-- begin RECORDS FOR THE TASK --

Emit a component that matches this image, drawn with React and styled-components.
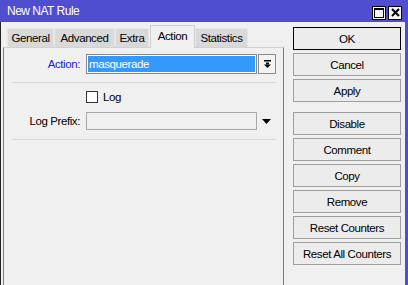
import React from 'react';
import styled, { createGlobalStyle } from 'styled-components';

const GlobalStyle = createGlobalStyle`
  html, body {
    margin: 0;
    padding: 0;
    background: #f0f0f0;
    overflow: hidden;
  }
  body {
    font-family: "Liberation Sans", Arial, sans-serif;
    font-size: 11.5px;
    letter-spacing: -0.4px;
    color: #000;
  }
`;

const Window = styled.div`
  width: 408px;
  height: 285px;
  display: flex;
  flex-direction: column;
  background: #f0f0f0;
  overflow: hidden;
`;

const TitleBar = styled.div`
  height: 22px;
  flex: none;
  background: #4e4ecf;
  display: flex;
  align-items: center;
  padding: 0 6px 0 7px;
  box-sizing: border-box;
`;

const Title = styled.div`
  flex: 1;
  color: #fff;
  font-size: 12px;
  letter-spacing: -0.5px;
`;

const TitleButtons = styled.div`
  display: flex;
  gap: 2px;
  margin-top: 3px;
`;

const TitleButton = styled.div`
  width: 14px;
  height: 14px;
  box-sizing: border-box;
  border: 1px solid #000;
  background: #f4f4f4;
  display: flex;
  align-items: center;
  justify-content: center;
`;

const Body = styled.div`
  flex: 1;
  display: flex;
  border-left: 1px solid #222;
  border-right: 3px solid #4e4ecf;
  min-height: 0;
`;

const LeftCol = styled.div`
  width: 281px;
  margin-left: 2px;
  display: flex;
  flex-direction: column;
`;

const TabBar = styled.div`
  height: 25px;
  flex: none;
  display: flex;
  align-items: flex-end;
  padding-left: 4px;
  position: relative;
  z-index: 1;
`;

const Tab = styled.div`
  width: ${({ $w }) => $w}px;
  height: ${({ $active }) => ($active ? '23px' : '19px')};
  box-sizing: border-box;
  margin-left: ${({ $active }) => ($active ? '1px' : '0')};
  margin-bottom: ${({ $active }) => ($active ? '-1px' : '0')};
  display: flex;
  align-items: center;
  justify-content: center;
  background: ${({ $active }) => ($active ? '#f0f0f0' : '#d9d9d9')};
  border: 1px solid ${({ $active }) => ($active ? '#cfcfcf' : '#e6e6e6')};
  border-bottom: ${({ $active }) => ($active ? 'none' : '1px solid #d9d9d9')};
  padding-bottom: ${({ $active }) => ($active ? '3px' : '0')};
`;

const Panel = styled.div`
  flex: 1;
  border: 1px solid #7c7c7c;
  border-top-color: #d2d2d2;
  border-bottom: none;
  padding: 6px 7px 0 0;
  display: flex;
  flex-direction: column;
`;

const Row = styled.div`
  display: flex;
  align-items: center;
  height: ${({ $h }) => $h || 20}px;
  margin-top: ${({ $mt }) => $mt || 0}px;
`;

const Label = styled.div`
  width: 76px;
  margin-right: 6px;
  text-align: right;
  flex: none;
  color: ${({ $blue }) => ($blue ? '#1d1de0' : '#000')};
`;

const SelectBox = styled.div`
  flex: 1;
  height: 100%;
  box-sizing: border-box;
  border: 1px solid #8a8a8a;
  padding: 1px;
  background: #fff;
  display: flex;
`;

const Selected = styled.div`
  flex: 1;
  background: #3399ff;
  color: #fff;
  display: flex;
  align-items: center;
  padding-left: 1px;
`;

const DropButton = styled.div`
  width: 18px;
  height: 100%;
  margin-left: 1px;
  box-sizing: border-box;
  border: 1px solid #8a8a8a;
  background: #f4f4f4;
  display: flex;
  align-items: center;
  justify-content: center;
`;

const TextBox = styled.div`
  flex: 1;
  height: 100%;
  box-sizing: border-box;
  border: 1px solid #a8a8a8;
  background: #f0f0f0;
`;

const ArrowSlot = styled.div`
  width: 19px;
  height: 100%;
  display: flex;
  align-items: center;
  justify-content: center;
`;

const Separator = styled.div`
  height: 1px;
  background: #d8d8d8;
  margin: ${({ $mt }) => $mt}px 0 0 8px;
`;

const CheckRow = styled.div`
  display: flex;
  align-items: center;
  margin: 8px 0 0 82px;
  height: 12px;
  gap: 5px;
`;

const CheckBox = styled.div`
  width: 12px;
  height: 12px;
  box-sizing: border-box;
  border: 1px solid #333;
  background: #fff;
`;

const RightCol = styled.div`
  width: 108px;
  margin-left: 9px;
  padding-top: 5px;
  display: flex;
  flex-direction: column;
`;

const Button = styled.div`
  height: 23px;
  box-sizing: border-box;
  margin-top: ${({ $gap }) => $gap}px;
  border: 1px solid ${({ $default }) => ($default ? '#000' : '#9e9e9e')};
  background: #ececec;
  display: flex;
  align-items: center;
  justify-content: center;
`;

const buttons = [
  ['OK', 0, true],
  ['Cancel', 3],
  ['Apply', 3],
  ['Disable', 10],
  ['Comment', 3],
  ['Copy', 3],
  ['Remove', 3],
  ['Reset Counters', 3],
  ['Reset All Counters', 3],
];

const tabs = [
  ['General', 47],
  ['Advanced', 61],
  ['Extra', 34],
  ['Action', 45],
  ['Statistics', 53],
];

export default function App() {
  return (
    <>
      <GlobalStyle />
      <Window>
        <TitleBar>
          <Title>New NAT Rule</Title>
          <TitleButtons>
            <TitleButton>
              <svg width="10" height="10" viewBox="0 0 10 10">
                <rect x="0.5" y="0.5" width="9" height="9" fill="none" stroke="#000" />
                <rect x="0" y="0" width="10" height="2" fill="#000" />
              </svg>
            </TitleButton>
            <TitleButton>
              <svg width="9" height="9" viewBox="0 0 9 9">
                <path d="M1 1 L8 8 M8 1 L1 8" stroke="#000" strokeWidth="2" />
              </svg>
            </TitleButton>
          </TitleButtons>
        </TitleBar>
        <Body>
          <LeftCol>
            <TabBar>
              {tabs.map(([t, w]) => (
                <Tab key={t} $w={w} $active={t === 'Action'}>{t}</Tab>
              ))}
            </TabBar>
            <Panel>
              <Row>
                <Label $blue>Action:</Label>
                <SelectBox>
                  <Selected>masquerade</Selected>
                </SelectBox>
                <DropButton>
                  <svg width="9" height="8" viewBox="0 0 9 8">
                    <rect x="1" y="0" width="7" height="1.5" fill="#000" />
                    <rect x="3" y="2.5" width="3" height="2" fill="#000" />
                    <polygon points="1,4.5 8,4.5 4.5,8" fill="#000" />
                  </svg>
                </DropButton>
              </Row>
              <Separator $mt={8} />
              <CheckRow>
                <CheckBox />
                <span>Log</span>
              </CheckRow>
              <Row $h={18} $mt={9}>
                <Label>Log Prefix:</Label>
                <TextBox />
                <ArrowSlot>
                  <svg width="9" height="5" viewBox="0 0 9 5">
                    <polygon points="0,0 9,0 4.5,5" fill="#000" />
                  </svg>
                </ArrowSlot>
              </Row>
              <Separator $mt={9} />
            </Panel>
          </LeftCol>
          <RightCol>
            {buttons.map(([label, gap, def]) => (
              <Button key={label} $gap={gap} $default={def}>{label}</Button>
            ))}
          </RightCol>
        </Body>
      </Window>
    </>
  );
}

-- end RECORDS FOR THE TASK --
-- begin RECORDS FOR THE TASK --

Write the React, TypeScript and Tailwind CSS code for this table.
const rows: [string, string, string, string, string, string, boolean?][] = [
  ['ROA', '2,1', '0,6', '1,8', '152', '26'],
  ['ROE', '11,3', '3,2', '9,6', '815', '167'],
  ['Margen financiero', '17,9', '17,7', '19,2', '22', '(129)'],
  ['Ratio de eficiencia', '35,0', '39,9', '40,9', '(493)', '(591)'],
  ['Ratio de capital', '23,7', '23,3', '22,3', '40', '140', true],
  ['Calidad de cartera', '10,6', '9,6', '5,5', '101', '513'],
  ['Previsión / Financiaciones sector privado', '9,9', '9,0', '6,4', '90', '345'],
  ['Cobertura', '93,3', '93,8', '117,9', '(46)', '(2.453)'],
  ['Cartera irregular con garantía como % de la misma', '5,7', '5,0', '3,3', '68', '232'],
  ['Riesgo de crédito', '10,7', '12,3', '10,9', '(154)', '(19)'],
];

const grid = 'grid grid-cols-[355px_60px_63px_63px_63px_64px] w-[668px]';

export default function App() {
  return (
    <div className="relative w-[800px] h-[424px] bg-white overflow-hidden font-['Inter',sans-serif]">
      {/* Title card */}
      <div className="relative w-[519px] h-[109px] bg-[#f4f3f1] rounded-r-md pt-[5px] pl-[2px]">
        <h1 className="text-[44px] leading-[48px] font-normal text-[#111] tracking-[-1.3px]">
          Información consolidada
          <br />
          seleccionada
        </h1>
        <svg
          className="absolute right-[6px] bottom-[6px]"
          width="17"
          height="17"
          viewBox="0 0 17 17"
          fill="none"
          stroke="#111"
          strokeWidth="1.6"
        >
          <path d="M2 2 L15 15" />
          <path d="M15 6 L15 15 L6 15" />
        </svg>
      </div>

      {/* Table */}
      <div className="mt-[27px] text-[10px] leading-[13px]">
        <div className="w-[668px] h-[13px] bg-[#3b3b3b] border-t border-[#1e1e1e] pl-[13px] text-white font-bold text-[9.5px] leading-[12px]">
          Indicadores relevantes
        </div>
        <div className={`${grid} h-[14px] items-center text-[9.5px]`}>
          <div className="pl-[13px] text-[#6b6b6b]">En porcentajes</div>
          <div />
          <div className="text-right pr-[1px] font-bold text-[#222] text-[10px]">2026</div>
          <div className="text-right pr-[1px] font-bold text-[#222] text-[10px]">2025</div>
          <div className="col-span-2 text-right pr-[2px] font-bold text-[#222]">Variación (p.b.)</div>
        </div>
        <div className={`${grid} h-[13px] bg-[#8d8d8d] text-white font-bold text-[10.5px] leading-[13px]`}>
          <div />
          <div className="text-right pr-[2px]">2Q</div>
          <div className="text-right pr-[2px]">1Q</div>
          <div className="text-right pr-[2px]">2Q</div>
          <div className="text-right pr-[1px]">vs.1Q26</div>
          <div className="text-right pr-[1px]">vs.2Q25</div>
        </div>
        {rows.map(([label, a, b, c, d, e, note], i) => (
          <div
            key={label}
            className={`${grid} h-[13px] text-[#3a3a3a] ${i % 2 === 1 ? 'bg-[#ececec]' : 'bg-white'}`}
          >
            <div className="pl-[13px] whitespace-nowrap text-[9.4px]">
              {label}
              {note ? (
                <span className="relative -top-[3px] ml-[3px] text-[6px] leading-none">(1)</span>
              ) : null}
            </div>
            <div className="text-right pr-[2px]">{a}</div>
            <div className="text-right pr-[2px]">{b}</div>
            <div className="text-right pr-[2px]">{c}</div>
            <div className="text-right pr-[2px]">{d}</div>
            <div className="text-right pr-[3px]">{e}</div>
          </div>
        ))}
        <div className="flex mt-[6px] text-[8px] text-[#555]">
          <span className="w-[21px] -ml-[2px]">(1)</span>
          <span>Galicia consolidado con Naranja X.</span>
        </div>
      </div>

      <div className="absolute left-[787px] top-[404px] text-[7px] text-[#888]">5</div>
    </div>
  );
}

-- end RECORDS FOR THE TASK --

» **EXERCISE AIM**: Pull out every line in the material above where "React" occurs.

» **TASK RESULT**:
Emit a component that matches this image, drawn with React and styled-components.
import React from 'react';
Write the React, TypeScript and Tailwind CSS code for this table.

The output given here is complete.